Changing economic sentiments, and diminished IPO market create the perfect storm for the Big 4 MISO - (Microsoft, IBM, SAP, and Oracle)as they see the medium/small sized vendors are beginning to make M&A moves. See this:
-> Adobe acquires Omniture
-> CA buys NetQoS
-> VMware buying SpringSource
-> PE players scooping Skype
-> Intuit buying startup Mint
- >Avaya buys parts of Nortel
Clearly momentum is slowly beginning to hit the M&A circuit - the backdrop has been that this year has seen very few deals compared to last few years averages. Some trends at work that shape the thinking on why the immediate future could see more and more of continued consolidation. Sramana Mitra assesses the prospects of some players. One may ask - why think of enterprise software when consumer technologies and internet infra/app players are getting more attention. As I wrote here, the consumerization of enterprise technology has the potential to open up new powerful combinations. The possibilities of such fusion of different worlds may open up good chances for disruptive innovation - this provides a platform for such an ideal fertile ground that can lead up to a potential business model innovation – so enterprises need to be well prepared to capitalize on such possibilities. What should the CXO’s do in such contexts: Embrace such technologies faster and in innovative ways align them to their business growth plans. Consumer technologies are not a taboo to be shunned - these need to be constantly assessed for their potential for innovative leverage in growing business.

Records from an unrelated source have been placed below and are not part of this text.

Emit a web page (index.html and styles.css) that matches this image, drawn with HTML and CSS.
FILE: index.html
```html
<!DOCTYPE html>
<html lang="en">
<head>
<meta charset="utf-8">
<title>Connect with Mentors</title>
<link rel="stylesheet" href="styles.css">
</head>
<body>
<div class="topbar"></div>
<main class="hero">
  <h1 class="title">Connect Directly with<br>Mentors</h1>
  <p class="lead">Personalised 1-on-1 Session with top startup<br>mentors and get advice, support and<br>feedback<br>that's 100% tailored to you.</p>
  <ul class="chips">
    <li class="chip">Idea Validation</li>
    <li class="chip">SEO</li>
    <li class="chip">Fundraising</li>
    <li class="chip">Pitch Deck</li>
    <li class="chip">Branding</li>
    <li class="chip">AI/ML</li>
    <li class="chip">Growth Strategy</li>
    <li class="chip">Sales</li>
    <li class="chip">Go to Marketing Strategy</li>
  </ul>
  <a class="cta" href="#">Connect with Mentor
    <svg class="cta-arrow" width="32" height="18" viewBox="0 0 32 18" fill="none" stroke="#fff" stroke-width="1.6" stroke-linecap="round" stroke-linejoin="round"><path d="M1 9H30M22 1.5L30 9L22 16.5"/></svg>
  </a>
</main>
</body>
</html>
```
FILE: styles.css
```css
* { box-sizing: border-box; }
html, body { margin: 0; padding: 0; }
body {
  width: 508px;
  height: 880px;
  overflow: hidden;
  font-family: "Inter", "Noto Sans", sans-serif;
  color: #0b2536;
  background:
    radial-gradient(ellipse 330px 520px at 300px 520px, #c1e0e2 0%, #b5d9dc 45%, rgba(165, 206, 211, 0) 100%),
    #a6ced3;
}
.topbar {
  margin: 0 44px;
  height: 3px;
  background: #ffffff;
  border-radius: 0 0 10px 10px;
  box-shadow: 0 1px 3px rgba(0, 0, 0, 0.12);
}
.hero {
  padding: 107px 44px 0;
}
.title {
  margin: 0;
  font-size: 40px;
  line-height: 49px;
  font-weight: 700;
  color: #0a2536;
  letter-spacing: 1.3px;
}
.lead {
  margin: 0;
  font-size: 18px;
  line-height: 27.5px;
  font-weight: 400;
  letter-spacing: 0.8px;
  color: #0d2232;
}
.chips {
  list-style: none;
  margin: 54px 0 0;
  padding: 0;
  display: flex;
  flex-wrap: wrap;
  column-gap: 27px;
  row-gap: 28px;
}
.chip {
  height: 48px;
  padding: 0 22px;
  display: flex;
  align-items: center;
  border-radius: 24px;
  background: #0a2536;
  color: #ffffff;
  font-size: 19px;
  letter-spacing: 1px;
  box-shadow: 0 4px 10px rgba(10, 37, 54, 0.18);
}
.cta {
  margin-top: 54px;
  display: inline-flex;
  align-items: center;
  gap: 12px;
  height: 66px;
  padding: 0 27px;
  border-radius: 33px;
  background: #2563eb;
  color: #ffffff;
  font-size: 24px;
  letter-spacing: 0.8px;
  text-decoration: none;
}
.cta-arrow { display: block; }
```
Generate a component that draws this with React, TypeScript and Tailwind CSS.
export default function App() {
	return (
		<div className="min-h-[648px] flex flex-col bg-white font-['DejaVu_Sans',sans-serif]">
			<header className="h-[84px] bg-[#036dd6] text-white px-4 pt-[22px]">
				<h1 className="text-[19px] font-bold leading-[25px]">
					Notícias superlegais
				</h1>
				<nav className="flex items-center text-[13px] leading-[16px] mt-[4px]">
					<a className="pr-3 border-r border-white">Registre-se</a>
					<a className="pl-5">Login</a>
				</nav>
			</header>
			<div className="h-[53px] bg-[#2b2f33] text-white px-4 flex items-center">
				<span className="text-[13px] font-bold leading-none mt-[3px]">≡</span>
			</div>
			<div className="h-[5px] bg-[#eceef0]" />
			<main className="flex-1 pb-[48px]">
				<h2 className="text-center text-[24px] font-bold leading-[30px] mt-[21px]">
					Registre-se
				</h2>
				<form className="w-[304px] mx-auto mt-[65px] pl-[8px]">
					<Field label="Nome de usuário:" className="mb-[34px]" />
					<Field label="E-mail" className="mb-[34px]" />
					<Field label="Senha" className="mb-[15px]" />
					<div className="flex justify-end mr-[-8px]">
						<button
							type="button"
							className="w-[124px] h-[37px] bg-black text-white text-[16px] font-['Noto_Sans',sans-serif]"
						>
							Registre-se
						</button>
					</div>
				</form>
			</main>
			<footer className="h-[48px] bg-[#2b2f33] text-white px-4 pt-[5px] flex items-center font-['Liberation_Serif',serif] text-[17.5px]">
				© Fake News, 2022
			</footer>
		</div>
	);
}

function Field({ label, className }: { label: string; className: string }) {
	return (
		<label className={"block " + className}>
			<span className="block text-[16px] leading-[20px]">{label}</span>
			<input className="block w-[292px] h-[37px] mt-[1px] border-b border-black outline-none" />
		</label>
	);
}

• Strategic acquisitions target vendors with new product presence/ strong recurring revenue streams in well established areas. The cognoscenti keep whispering that large maintenance revenues as an area for potential targets. Look at Oracle’s reported numbers for this quarter: GAAP new software license revenues were down 17%; software license updates and product support was up 6%.Nurturing a profitable and recurring revenue stream will allow many vendors to share overall development and support costs as they weather the next storm. The hunt is on for vendors who fit this bill as megavendors and private equity actively chase after these assets.
• Weaker companies would see much lowered publicly traded vendor valuations. For companies on the prowl for acquisition with a target class, its never been cheaper and easier to acquire a competitor. Most P/E ratio have become quite attractive and fall below the standard 2X to 3X revenue price target.

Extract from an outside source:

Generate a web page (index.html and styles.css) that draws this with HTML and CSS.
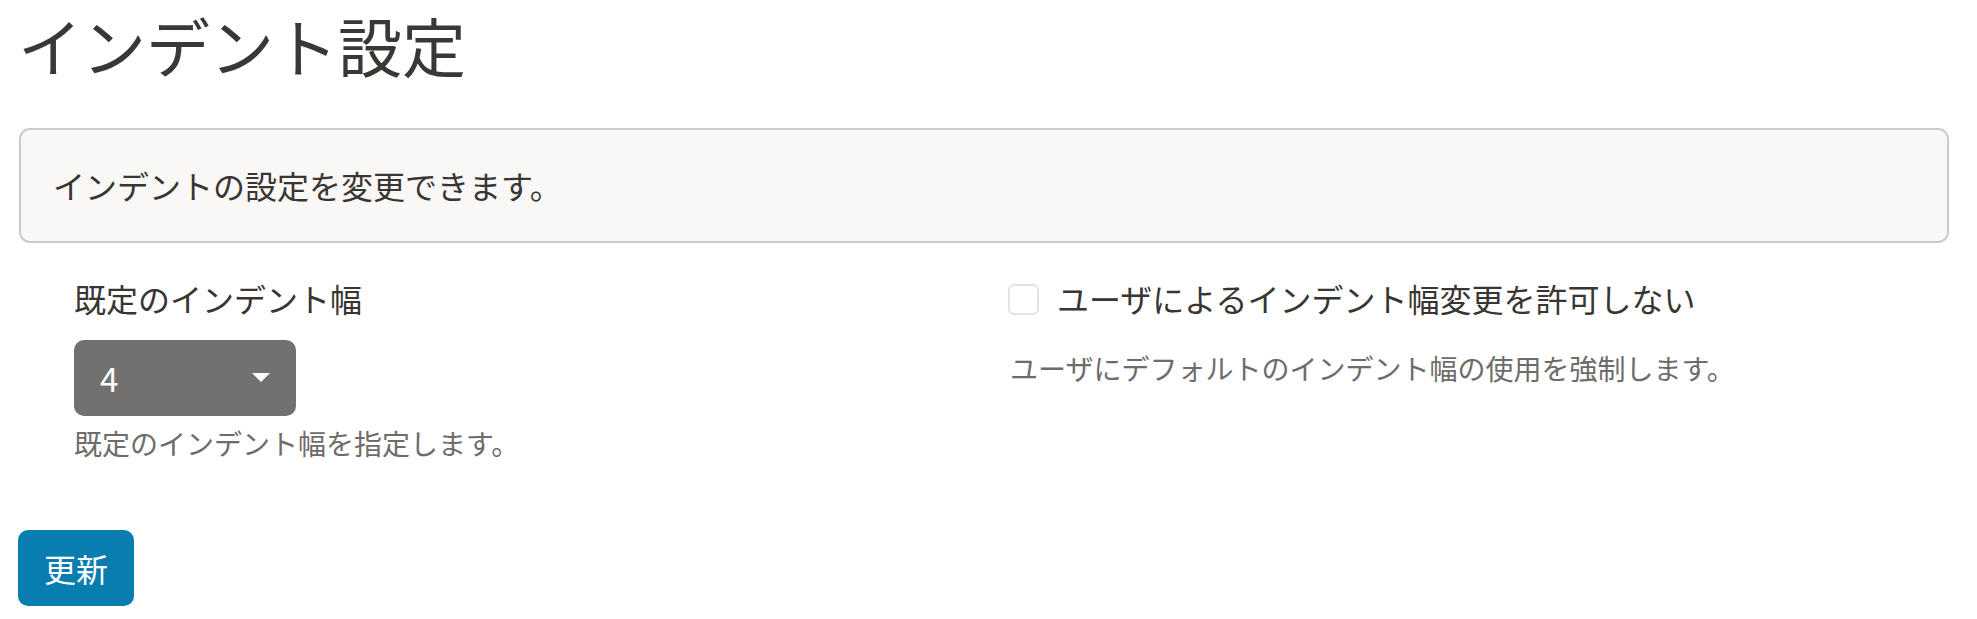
FILE: index.html
```html
<!DOCTYPE html>
<html lang="ja">
<head>
    <meta charset="utf-8">
    <title>インデント設定</title>
    <link rel="stylesheet" href="styles.css">
</head>
<body>
<div class="page">
    <h1 class="page-title">インデント設定</h1>

    <div class="notice">インデントの設定を変更できます。</div>

    <form class="settings">
        <div class="field">
            <label class="field-label" for="indentWidth">既定のインデント幅</label>
            <div class="select-wrap">
                <select id="indentWidth" class="select">
                    <option>2</option>
                    <option selected>4</option>
                    <option>8</option>
                </select>
                <svg class="select-arrow" width="18" height="9" viewBox="0 0 18 9"><path d="M0 0H18L9 9Z" fill="#fff"/></svg>
            </div>
            <p class="help">既定のインデント幅を指定します。</p>
        </div>
        <div class="field">
            <label class="check-row">
                <input type="checkbox" class="checkbox">
                <span>ユーザによるインデント幅変更を許可しない</span>
            </label>
            <p class="help help-right">ユーザにデフォルトのインデント幅の使用を強制します。</p>
        </div>
    </form>

    <button class="btn" type="button">更新</button>
</div>
</body>
</html>
```

FILE: styles.css
```css
body {
    margin: 0;
    background: #fff;
    font-family: "Noto Sans CJK JP", "Noto Sans", sans-serif;
    color: #383532;
}
.page {
    padding: 4px 28px 0 18px;
}
.page-title {
    margin: 0 0 44px 0;
    font-size: 64px;
    line-height: 80px;
    font-weight: 400;
    color: #3b3734;
}
.notice {
    margin-left: 1px;
    border: 2px solid #cdcbc9;
    border-radius: 11px;
    background: #f9f8f6;
    padding: 32px;
    font-size: 32px;
    line-height: 47px;
}
.settings {
    display: grid;
    grid-template-columns: 934px 1fr;
    padding-left: 56px;
    margin-top: 31px;
}
.field-label {
    display: block;
    font-size: 32px;
    line-height: 48px;
}
.select-wrap {
    position: relative;
    width: 222px;
    margin-top: 18px;
}
.select {
    display: block;
    width: 222px;
    height: 76px;
    border: none;
    border-radius: 10px;
    background: #73716f;
    color: #fff;
    font-family: inherit;
    font-size: 33px;
    padding: 0 0 0 26px;
    appearance: none;
    -webkit-appearance: none;
}
.select-arrow {
    position: absolute;
    right: 26px;
    top: 33px;
    pointer-events: none;
}
.help {
    margin: 6px 0 0 0;
    font-size: 28px;
    line-height: 42px;
    color: #6e6c6a;
}
.help-right {
    margin-top: 25px;
    padding-left: 2px;
}
.check-row {
    display: flex;
    align-items: center;
    font-size: 32px;
    line-height: 48px;
}
.checkbox {
    appearance: none;
    -webkit-appearance: none;
    width: 31px;
    height: 31px;
    margin: 2px 18px 0 0;
    border: 2px solid #e3e2e1;
    border-radius: 6px;
    background: #fff;
}
.btn {
    margin-top: 66px;
    border: none;
    border-radius: 10px;
    background: #0a7db0;
    color: #fff;
    font-family: inherit;
    font-size: 32px;
    line-height: 48px;
    padding: 14px 26px;
    cursor: pointer;
}
```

• International market expansion. the larger vendors express tremendous interest in acquiring new distribution channels, micro industry verticals, and new geographical coverage. Many in the MISO ecosystem see a lot of turbulence and rumors of M&A run fierce as the partners consolidate to gain scale for regional and global delivery.
• Most privately held vendor exit strategies revolve around acquisition not IPO. Many firms with IPO plans have been told by their boards to refocus on revenue growth and partnerships. The intention - use partnership success to both drive revenue growth and attract acquisition by a larger vendor. Many see acquisition by the Big 4 as the best exit strategy at this point in time.
• Newer delivery models get more and more acceptance : If we analyze the standalone new sales numbers we may get to see this trend clearly. MISO on-premise license revenues may keep dropping/stagnating and in some cases record very moderate growth (in specialized areas). The ERP refresh rates may slowly begin to show a downward trend! SaaS and cloud players need to and i would believe will expand their presence beyond FAS,CRM & HCM spaces - this may also include on premise players getting to offer SaaS solutions in niche areas like procurement, PLM etc. Cloud computing models would over time get to become more popular with ease of use, quick implementation times, pay as you go, no infrastructure model a la google or salesforce and are in fact seeing more faster adoptions.
• Net-Net : Despite the expectations of a slow moving economy, end users should assume that the biggest vendors/ faster moving niche vendors will continue their torrid pace of acquisitions. As these acquisitions factor into long term apps strategies and planning for 2010 purchases, users must assume that truly specialized solutions with significant industry footprint will be acquired. Many customers recommend niche vendors that they work with to the megavendors to acquire them so that their investments are deemed to be safe.